The consolidated-plan briefing that followed, presented by Veronica Gonzalez, assistant director with Neighborhood and Housing Services, laid out how the city intends to program four HUD entitlement grants (CDBG, HOME, HOPWA and ESG) and related program income for fiscal year 2027. Gonzalez described a proposed FY27 budget (including program income) of about $23,800,000 and said staff are proposing three priority areas: (1) creating and preserving affordable housing, (2) supportive services for special populations and people experiencing homelessness, and (3) neighborhood revitalization including streets and sidewalks.

Why it matters: The consolidated plan and annual action plan set priorities that determine how federal entitlement dollars are spent locally and are tied to firm HUD timelines. Gonzalez told the committee the draft documents will be posted July 6 for public review and that the public-comment period is open through Aug. 5. She also emphasized the HUD submission deadline: “The city must submit both plans to HUD by August 16. This is a non negotiable federal deadline,” Gonzalez said.

Details and funding breakdowns: Gonzalez and Garcia outlined the staff proposals that will shape the FY27 action plan:
- Proposed investment across CDBG and HOME for affordable housing creation and preservation: $11,100,000. Gonzalez said the federal portion for major home rehab is $3,800,000 and the total proposed funding level for major rehab (federal plus local) is $6,900,000.
- Affordable housing development (gap funds): $6,200,000.
- Down-payment assistance: up to $30,000 per household for first-time homebuyers.
- Supportive services (CDBG, ESG and HOPWA combined): $6,000,000; Gonzalez said ESG contributes $1,200,000 and HOPWA $3,500,000.
- Neighborhood revitalization (CDBG): $3,400,000, primarily for streets and sidewalks projects that benefit low- and moderate-income neighborhoods.

Staff emphasized constraints and trade-offs. Garcia and Gonzalez noted that some HOME and CDBG activities require environmental review and federal regulatory compliance, which can slow timelines. Garcia also highlighted rising construction and rehabilitation costs — and capacity limits among nonprofit partners — as reasons some SHIP categories (notably home-rehab goals) are behind schedule. “We are at 41% of the way to our SHIP goal,” Garcia said, and then urged the committee to consider readjusting targets for categories where capacity or costs make the original goals unrealistic.
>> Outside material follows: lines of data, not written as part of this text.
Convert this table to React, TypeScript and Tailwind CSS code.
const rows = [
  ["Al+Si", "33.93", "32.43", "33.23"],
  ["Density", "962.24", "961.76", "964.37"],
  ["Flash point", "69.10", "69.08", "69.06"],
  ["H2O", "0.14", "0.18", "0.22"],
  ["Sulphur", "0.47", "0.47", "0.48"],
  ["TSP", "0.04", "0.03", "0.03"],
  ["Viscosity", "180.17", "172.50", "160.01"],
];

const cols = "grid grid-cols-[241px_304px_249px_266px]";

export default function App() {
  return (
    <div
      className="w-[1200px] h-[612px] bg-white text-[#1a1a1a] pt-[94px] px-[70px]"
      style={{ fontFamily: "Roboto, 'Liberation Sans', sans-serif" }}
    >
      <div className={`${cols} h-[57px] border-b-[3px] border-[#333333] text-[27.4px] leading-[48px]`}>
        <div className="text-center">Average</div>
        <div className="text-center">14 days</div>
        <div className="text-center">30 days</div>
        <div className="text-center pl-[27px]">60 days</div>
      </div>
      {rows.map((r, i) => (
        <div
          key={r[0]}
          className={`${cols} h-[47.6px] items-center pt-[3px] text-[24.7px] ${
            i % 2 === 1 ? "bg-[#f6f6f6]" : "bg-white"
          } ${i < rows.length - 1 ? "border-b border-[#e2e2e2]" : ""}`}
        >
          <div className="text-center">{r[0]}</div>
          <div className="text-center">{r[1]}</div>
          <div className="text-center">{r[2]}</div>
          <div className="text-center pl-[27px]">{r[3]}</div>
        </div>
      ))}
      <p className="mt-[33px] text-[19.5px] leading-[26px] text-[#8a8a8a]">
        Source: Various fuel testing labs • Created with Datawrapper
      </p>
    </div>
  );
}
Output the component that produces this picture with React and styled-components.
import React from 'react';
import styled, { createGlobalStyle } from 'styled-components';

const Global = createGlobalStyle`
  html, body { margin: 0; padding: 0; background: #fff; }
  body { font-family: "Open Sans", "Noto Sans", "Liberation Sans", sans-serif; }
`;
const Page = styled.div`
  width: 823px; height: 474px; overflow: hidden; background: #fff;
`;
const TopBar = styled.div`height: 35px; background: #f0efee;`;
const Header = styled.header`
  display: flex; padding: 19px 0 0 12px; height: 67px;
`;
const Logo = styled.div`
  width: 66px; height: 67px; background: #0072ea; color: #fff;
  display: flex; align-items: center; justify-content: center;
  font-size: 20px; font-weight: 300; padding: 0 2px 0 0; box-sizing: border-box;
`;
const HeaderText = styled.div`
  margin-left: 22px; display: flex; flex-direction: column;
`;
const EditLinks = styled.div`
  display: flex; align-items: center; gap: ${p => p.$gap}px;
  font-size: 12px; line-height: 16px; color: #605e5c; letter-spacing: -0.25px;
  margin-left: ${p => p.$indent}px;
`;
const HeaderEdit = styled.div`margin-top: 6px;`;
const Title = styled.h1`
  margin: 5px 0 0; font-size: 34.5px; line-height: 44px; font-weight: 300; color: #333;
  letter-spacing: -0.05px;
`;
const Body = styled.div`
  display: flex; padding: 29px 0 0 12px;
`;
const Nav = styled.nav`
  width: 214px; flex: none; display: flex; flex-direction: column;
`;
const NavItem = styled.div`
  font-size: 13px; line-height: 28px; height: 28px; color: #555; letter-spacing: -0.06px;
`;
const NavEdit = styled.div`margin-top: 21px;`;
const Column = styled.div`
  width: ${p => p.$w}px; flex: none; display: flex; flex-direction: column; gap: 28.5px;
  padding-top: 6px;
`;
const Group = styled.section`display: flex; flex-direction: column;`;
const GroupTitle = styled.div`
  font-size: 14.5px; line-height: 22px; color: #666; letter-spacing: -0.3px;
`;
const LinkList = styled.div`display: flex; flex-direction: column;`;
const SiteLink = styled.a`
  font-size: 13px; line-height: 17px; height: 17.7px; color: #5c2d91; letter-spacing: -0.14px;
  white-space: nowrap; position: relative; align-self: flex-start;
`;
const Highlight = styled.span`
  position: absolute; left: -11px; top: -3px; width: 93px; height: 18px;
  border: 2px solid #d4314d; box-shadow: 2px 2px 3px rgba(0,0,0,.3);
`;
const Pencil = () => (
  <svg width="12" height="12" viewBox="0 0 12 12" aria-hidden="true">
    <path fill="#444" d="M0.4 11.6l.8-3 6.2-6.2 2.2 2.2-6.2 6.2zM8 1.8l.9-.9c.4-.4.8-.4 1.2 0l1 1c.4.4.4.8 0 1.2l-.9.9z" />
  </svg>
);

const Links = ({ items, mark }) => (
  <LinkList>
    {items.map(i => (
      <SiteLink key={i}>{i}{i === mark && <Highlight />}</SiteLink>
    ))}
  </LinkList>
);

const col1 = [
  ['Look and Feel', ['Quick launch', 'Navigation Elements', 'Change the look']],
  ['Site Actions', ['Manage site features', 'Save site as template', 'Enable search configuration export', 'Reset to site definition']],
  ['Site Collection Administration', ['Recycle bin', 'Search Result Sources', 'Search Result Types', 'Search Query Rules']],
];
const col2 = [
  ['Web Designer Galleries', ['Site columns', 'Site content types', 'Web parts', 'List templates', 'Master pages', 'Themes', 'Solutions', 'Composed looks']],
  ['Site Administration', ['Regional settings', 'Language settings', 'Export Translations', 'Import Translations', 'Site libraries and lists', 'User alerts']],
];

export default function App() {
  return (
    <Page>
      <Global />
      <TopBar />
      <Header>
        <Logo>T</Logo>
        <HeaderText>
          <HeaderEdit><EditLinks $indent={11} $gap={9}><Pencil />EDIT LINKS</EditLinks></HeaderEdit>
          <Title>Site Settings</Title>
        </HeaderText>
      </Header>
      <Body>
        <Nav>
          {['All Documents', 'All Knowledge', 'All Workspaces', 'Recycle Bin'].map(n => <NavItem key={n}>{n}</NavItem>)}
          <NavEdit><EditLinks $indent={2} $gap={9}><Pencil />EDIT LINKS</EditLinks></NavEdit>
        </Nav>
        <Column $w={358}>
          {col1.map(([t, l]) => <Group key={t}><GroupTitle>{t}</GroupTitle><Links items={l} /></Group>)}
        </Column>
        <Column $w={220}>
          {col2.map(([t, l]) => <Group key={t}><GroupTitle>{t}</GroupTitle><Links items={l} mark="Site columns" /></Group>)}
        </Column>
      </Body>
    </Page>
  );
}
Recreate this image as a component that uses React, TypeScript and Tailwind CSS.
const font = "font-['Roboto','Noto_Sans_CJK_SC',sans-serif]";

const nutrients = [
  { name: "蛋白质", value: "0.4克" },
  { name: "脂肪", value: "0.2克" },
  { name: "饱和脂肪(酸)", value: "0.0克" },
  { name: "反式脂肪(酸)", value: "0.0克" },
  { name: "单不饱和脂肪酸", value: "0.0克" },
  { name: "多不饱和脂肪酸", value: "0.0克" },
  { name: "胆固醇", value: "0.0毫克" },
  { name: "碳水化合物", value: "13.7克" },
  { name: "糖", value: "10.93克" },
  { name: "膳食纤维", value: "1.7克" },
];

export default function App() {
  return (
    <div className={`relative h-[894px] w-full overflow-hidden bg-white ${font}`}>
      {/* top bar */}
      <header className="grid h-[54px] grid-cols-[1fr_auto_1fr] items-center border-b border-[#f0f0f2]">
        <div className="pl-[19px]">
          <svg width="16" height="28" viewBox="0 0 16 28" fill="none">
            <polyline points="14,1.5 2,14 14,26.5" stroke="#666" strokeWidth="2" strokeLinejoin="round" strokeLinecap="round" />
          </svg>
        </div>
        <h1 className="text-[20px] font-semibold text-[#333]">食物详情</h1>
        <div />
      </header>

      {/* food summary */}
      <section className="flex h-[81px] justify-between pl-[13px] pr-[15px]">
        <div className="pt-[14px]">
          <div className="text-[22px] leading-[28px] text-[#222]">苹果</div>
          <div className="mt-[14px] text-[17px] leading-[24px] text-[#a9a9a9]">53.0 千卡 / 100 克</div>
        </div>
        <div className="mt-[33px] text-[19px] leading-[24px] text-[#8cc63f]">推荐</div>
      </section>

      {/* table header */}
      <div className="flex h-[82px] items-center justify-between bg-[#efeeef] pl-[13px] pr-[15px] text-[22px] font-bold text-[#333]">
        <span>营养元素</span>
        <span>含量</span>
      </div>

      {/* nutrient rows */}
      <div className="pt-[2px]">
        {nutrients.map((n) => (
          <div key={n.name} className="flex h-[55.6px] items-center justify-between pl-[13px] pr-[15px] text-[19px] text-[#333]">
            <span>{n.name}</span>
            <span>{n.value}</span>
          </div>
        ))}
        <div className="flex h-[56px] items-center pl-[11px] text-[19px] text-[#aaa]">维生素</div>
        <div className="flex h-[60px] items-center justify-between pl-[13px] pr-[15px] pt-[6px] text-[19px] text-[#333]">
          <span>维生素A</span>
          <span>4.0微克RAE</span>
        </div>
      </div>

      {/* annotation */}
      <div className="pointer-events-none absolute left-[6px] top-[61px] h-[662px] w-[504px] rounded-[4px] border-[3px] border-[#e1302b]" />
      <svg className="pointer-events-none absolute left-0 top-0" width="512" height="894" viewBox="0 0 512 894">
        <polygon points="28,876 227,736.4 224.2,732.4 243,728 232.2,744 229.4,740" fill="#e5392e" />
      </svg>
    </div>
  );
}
Follow-ups and next steps: Staff said they will post drafts on July 6, continue community engagement through early August, provide district-level breakdowns and AMI (area median income) filters on the SHIP dashboard, and return to the committee with recommended SHIP adjustments in August ahead of a final submittal to council. Staff noted the plan will go to city council for consideration in August and must be submitted to HUD in mid-August; the record contains two close but different council dates mentioned by staff, which staff have said they will clarify before the final package is delivered to council.

What the committee asked for: Council members requested detailed AMI-level breakdowns for production and preservation goals, district-specific commitment lists, clearer trade-off scenarios showing how additional bond or general-fund investments would change outcomes (for example, how many more preservation units $10 million would buy), and clarified funding sources for fee waivers and gap funding. Staff committed to sharing the requested dashboards and to meeting with councilmembers individually before the August briefing.

The committee did not take any formal votes on the SHIP refresh or the consolidated plan; staff will bring updated recommendations and the final action plan back to the committee and to council according to the timeline described by staff.